Tuesday, April 28, 2015

It Just Keeps Getting Better In North Dakota -- April 28, 2015

Updates

August 26, 2015: reports of this carinata harvest coming in nicely in the Bakken area, of all places. 
 
Original Post

CBSLocal is reporting:
Western North Dakota farmers this year have agreed to plant 6,000 acres of a crop that can be made into jet fuel.
The farmers will be seeding carinata, a variety of mustard seed. Canadian seed producer Agrisoma Biosciences over the winter sought farmers to plant the crop. Spokesman Garret Groves said producers were quick to sign up and exceeded the 4,000-acre goal.
“We’ve had pretty good success,” he told The Bismarck Tribune.
Carinata looks similar to the oilseed canola, only a little bushier. It will be grown in fields near Mott, Carson, Tioga, Ray, Williston, Noonan and Flasher.
One potential customer for the crop is the U.S Navy, which is targeting carinata to help reach its goal of serving half of its energy needs with non-oil sources by 2020.
From wiki:
The flowers are very attractive to honey bees which collect both pollen and nectar.
This plant is also part of a research to develop an avation biofuel for jet engines. On October 29 of 2012, the first flight of a jet aircraft powered with 100 percent biofuel, made from brassica carinata, was completed.
From RD Magazine:
This new “kid” on the biofuel block taking root is the carinata seed.
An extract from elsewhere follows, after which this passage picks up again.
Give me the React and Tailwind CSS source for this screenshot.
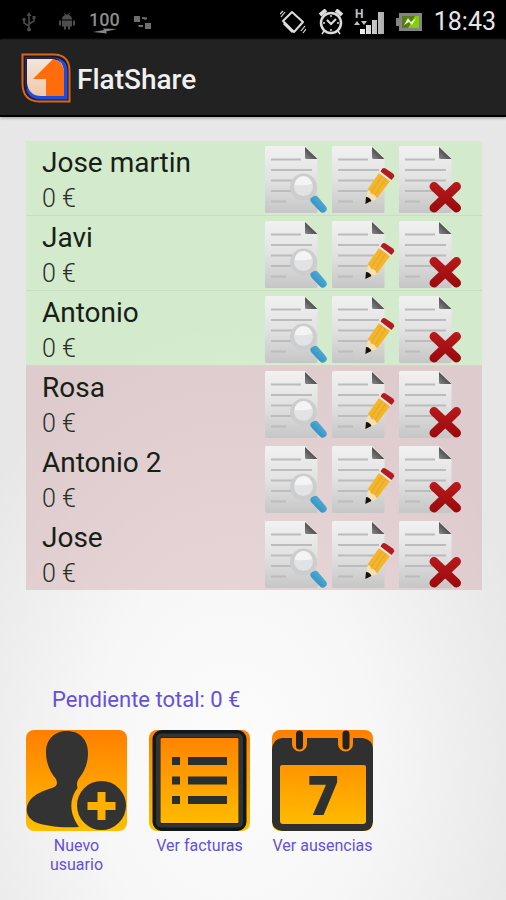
import { useId } from 'react';

const users = [
  { id: 1, name: 'Jose martin', balance: 0, present: true },
  { id: 2, name: 'Javi', balance: 0, present: true },
  { id: 3, name: 'Antonio', balance: 0, present: true },
  { id: 4, name: 'Rosa', balance: 0, present: false },
  { id: 5, name: 'Antonio 2', balance: 0, present: false },
  { id: 6, name: 'Jose', balance: 0, present: false },
];

// Sheet of paper shared by the three row actions
const DocIcon = ({ children }) => {
  const id = useId();
  return (
    <svg viewBox="1 0 67 68" className="block h-[68px] w-[67px]" aria-hidden="true">
      <defs>
        <linearGradient id={`${id}-paper`} x1="0" y1="0" x2="0" y2="1">
          <stop offset="0" stopColor="#f1f1f1" />
          <stop offset="0.5" stopColor="#e2e2e2" />
          <stop offset="1" stopColor="#c6c6c6" />
        </linearGradient>
        <linearGradient id={`${id}-fold`} x1="0" y1="1" x2="1" y2="0">
          <stop offset="0" stopColor="#8a8a8a" />
          <stop offset="0.6" stopColor="#444" />
          <stop offset="1" stopColor="#333" />
        </linearGradient>
      </defs>
      <path d="M3.5 0H42L54.500 12.500V65.500Q54.500 67 53 67H3.500Q2 67 2 65.500V1.500Q2 0 3.500 0Z" fill={`url(#${id}-paper)`} />
      <path d="M42 1L54.500 13H43.500Q42 13 42 11.500Z" fill={`url(#${id}-fold)`} />
      <path d="M8 13.500H38M8 24H49M8 34.500H49M8 45H49M8 55.500H23" stroke="#bcbcbc" strokeWidth="2" />
      {children}
    </svg>
  );
};

const ViewIcon = () => {
  const id = useId();
  return (
    <DocIcon>
      <defs>
        <linearGradient id={id} x1="0" y1="1" x2="1" y2="0">
          <stop offset="0" stopColor="#2581b5" />
          <stop offset="1" stopColor="#5fbbe0" />
        </linearGradient>
      </defs>
      <circle cx="40.500" cy="41" r="13.500" fill="#cdcdcd" />
      <circle cx="40.500" cy="40.500" r="9.500" fill="#e1e3e4" />
      <path d="M32 39A8.500 8.500 0 0 1 49 38Q41 40 32 39Z" fill="#f4f4f4" />
      <path d="M48.500 56.500Q46 53.500 48.500 51.500L51 50Q53 49 55 51L63 60.500Q65 63.500 62.500 65.500Q59.500 68 57 65.500Z" fill={`url(#${id})`} />
    </DocIcon>
  );
};

const EditIcon = () => (
  <DocIcon>
    <path d="M38 43L49 27L60 34.500L47 53L35.500 58Z" fill="#f7dfb4" />
    <path d="M49 27L37.500 43.500L40.500 45.500L41.500 48L44.500 48.500L47 52.500L60 35Z" fill="#f2b52c" />
    <path d="M52.500 29.500L41 46.500M56 32L45 49" stroke="#e3a525" strokeWidth="1" />
    <path d="M36 51L35.300 58L41.500 55Q39.500 51 36 51Z" fill="#111" />
    <path d="M49 27L50.500 25L62 33L60.500 35.500Z" fill="#f5e9e2" />
    <path d="M50.500 25.500L52 23Q53.500 21.500 55.500 22.500L63 27.500Q65 29.500 63.500 31.500L61.500 34Z" fill="#b01c20" />
  </DocIcon>
);

const DeleteIcon = () => {
  const id = useId();
  return (
    <DocIcon>
      <defs>
        <linearGradient id={id} gradientUnits="userSpaceOnUse" x1="0" y1="35" x2="0" y2="67">
          <stop offset="0" stopColor="#bb1a1c" />
          <stop offset="0.500" stopColor="#a81214" />
          <stop offset="1" stopColor="#98090c" />
        </linearGradient>
      </defs>
      <path d="M37 40.500L59.500 62M59.500 40.500L37 62" stroke={`url(#${id})`} strokeWidth="9" strokeLinecap="round" />
    </DocIcon>
  );
};

const Tile = ({ children }) => {
  const id = useId();
  return (
    <svg viewBox="0 0 101 101" className="block size-[101px] rounded-lg" aria-hidden="true">
      <defs>
        <linearGradient id={id} x1="0" y1="0" x2="0" y2="1">
          <stop offset="0" stopColor="#ff7f00" />
          <stop offset="1" stopColor="#ffbf00" />
        </linearGradient>
      </defs>
      <rect width="101" height="101" fill={`url(#${id})`} />
      {children}
    </svg>
  );
};

const NewUserIcon = () => (
  <Tile>
    <path d="M41 1C54 1 62 10 62 23C62 34 58 42 54 47C50 52 51 55 51.500 58C43 69 43 83 53 97C35 98 18 96 9 92C2 88 0 83 1 77C3 66 16 61 26 58C31 56 32 54 30 49C24 42 20 33 20 22C20 9 29 1 41 1Z" fill="#333" />
    <circle cx="75.500" cy="75.500" r="24.500" fill="#333" />
    <path d="M75.500 62V90M61.500 76H89.500" stroke="#ffb000" strokeWidth="8" />
  </Tile>
);

const BillsIcon = () => (
  <Tile>
    <rect x="7.500" y="4" width="86" height="93" rx="5" fill="none" stroke="#111819" strokeWidth="8" />
    <rect x="9" y="5.500" width="83" height="90" rx="3" fill="none" stroke="#303435" strokeWidth="4" />
    <path d="M23 31H31M39 31H78M23 50.500H31M39 50.500H78M23 70H31M39 70H78" stroke="#263031" strokeWidth="8" />
  </Tile>
);

const AbsencesIcon = () => (
  <Tile>
    <path
      d="M10 8H20V14A7.500 7.500 0 0 0 35 14V8H66V14A7.500 7.500 0 0 0 81 14V8H91Q101 10 101 19V92Q100 101 91 101H10Q1 100 0 92V19Q1 9 10 8ZM10 35Q8 35 8 37V91Q8 94 11 94H91Q94 94 94 91V37Q94 35 92 35Z"
      fill="#303030"
      fillRule="evenodd"
    />
    <path d="M27.500 4V16M74 4V16" stroke="#222" strokeWidth="7" strokeLinecap="round" />
    <text x="51" y="85" textAnchor="middle" className="fill-[#2f3030] font-['Open_Sans',sans-serif] text-[54px] font-extrabold">7</text>
  </Tile>
);

const Logo = () => (
  <svg viewBox="0 0 50 50" className="size-[50px]" aria-hidden="true">
    <defs>
      <linearGradient id="logo-paper" x1="0" y1="0" x2="0" y2="1">
        <stop offset="0" stopColor="#f0e6dc" />
        <stop offset="1" stopColor="#f0c9a8" />
      </linearGradient>
    </defs>
    <path d="M1.500 1.500H33Q48 2 48.500 17V48.500H18Q2 48 1.500 31Z" fill="#1c1a1c" stroke="#d9661f" strokeWidth="2" />
    <path d="M4.500 4.500H32Q46 5 46.500 18V46.500H19Q5 46 4.500 31Z" fill="#1f4be0" />
    <path d="M4.500 4.500H32Q36 5 38 7L7 8L6 38Q4.500 35 4.500 31Z" fill="#26204a" />
    <path d="M6 6H31Q42 7 43 18V43H20Q8 43 6 30Z" fill="url(#logo-paper)" />
    <path d="M32 6Q42 8 43 18V43H25V26H12Z" fill="#ff6c0c" />
  </svg>
);

const StatusBar = () => (
  <div className="flex h-10 items-center justify-between bg-black pt-[3px] pr-[10px] pl-[22px]">
    <div className="flex items-center">
      <svg viewBox="0 0 14 20" className="h-5 w-[14px]" fill="none" stroke="#4a4a4a" strokeWidth="1.500" aria-hidden="true">
        <path d="M7 2V17M7 14L2 11V8M7 12L12 9V6" />
        <path d="M7 0L9.500 4H4.500Z" fill="#4a4a4a" stroke="none" />
        <circle cx="7" cy="17.500" r="2" fill="#4a4a4a" stroke="none" />
        <circle cx="2" cy="7.500" r="1.700" fill="#4a4a4a" stroke="none" />
        <path d="M10.500 4H13.500V7H10.500Z" fill="#4a4a4a" stroke="none" />
      </svg>
      <svg viewBox="0 0 16 17" className="ml-[23px] h-[17px] w-4" fill="#4d4d4d" aria-hidden="true">
        <path d="M3 6.500Q3 3 6 2L5 .5L5.500 0L7 1.500H9L10.500 0L11 .5L10 2Q13 3 13 6.500ZM3 7.500H13V13.500H11V16.500H9V13.500H7V16.500H5V13.500H3ZM0 7.500H2V12.500H0ZM14 7.500H16V12.500H14Z" />
      </svg>
      <div className="ml-[14px] flex flex-col items-center pt-[2px]">
        <span className="text-[18px] leading-4 font-medium text-[#8c8c8c]">100</span>
        <svg viewBox="0 0 26 6" className="h-[6px] w-[26px]" aria-hidden="true">
          <path d="M2 4L13 2L12 .5L26 1L15 3.500L16 5.500Z" fill="#858585" />
        </svg>
      </div>
      <svg viewBox="0 0 17 14" className="ml-[14px] h-[14px] w-[17px]" fill="#6e6e6e" aria-hidden="true">
        <path d="M0 1H6V7H0ZM11 8H17V14H11ZM8 2L13 2.500V4L11 5L10 4H8ZM9 12H5L4 10H9Z" />
      </svg>
    </div>

    <div className="flex items-center">
      <svg viewBox="0 0 26 24" className="h-6 w-[26px]" fill="none" stroke="#ddd" aria-hidden="true">
        <path d="M12 2L23 12L14 22L3 11Z" strokeWidth="2" strokeLinejoin="round" />
        <path d="M4 13L13 22" strokeWidth="3" />
        <path d="M1 7L5 2M0 4L3 1M21 21L25 16M23 23L26 19" strokeWidth="1.200" />
      </svg>
      <svg viewBox="0 0 26 26" className="ml-3 size-[26px]" fill="none" stroke="#dcdcdc" aria-hidden="true">
        <circle cx="13" cy="14" r="10" strokeWidth="2.500" />
        <path d="M2 6L8 1M24 6L18 1" strokeWidth="4" />
        <path d="M9 11L13 15L18 10" strokeWidth="2" />
        <path d="M13 6V8M13 20V22M5 14H7M19 14H21M6 22L4 25M20 22L22 25" strokeWidth="1.500" />
      </svg>
      <svg viewBox="0 -4 32 34" className="ml-[10px] h-[34px] w-8" aria-hidden="true">
        <defs>
          <linearGradient id="signal" x1="0" y1="0" x2="1" y2="0">
            <stop offset="0" stopColor="#f2f2f2" />
            <stop offset="1" stopColor="#aaa" />
          </linearGradient>
        </defs>
        <text x="1" y="9" className="fill-[#c4c4c4] text-[12px] font-bold">H</text>
        <path d="M0 16L3 12L6 16ZM7 12H13L10 16Z" fill="#c4c4c4" />
        <path d="M6 20H11V25H6ZM12 16H17V25H12ZM18 11H23V25H18ZM24 3H30V25H24Z" fill="url(#signal)" />
      </svg>
      <svg viewBox="0 0 26 18" className="ml-[10px] h-[18px] w-[26px]" aria-hidden="true">
        <path d="M3 0H26V18H3V13H0V5H3Z" fill="#848484" />
        <path d="M6 3H23V15H6Z" fill="#567d16" />
        <path d="M12 15L19 3H23V15Z" fill="#82d000" />
        <path d="M8 12L12 5L15 9L20 5L16 12L13 9Z" fill="#eef7cc" />
      </svg>
      <time className="ml-3 text-[25px] leading-8 text-[#e6e6e6]">18:43</time>
    </div>
  </div>
);

const UserRow = ({ user }) => (
  <li className={`flex border-b pr-[17px] pl-4 ${user.present ? 'border-[#c8dec2] bg-[#c0eeb4]/50' : 'border-transparent bg-[#d4b0b4]/50 last:border-b-0'}`}>
    <div className="min-w-0 flex-1 pt-[2px]">
      <h2 className="truncate text-[28px] leading-10 text-[#172017]">{user.name}</h2>
      <p className="text-[25px] leading-8 font-light text-[#2a2e2a]">{user.balance} €</p>
    </div>
    <div className="flex shrink-0 pt-1">
      <button type="button" aria-label={`Ver ${user.name}`}><ViewIcon /></button>
      <button type="button" aria-label={`Editar ${user.name}`}><EditIcon /></button>
      <button type="button" aria-label={`Eliminar ${user.name}`}><DeleteIcon /></button>
    </div>
  </li>
);

const MenuButton = ({ icon, children }) => (
  <button type="button" className="flex w-[101px] flex-col items-center text-[16px] leading-[19px] text-[#6650d8]">
    {icon}
    <span className="mt-[5px] w-20 min-w-fit text-center">{children}</span>
  </button>
);

const App = () => {
  const total = users.reduce((sum, u) => sum + u.balance, 0);

  return (
    <div className="flex min-h-screen flex-col bg-[radial-gradient(ellipse_60%_48%_at_46%_84%,#fcfcfc_0%,#f7f7f7_45%,#e7e7e7_100%)] font-[Roboto,sans-serif]">
      <StatusBar />

      <header className="flex h-[77px] items-center gap-[6px] border-b-2 border-black bg-[#222] pl-[21px] shadow-[0_1px_3px_#999]">
        <Logo />
        <h1 className="pt-1 text-[28px] leading-9 font-medium text-[#f0f0f0]">FlatShare</h1>
      </header>

      <main className="flex flex-col pt-6 pr-6 pb-6 pl-[26px]">
        <ul>
          {users.map((user) => (
            <UserRow key={user.id} user={user} />
          ))}
        </ul>

        <p className="mt-24 pl-[26px] text-[22px] leading-7 text-[#6650d8]">Pendiente total: {total} €</p>

        <nav className="mt-4 flex items-start gap-[22px]">
          <MenuButton icon={<NewUserIcon />}>Nuevo<br />usuario</MenuButton>
          <MenuButton icon={<BillsIcon />}>Ver facturas</MenuButton>
          <MenuButton icon={<AbsencesIcon />}>Ver ausencias</MenuButton>
        </nav>
      </main>
    </div>
  );
};

export default App;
Carinata is a leafy plant originating in Ethiopia, also referred to as Ethiopian mustard and Abyssinian mustard, and produces oil seeds being used as a biofuel which mimics the attributes of its petroleum-derived counterpart.
To date, carinata has demonstrated agronomic success across sixty commercial sites and farms in the Canadian and U.S. prairies. Carinata is a non-food, energy feedstock crop which yields oil that can be refined into fuels that meet the specifications of petroleum-based fuels and work in ground and air transportation engines without engine modifications or blending.
Glad to see the US Navy has money to burn. Taxpayers won't mind. Certainly North Dakota farmers won't mind.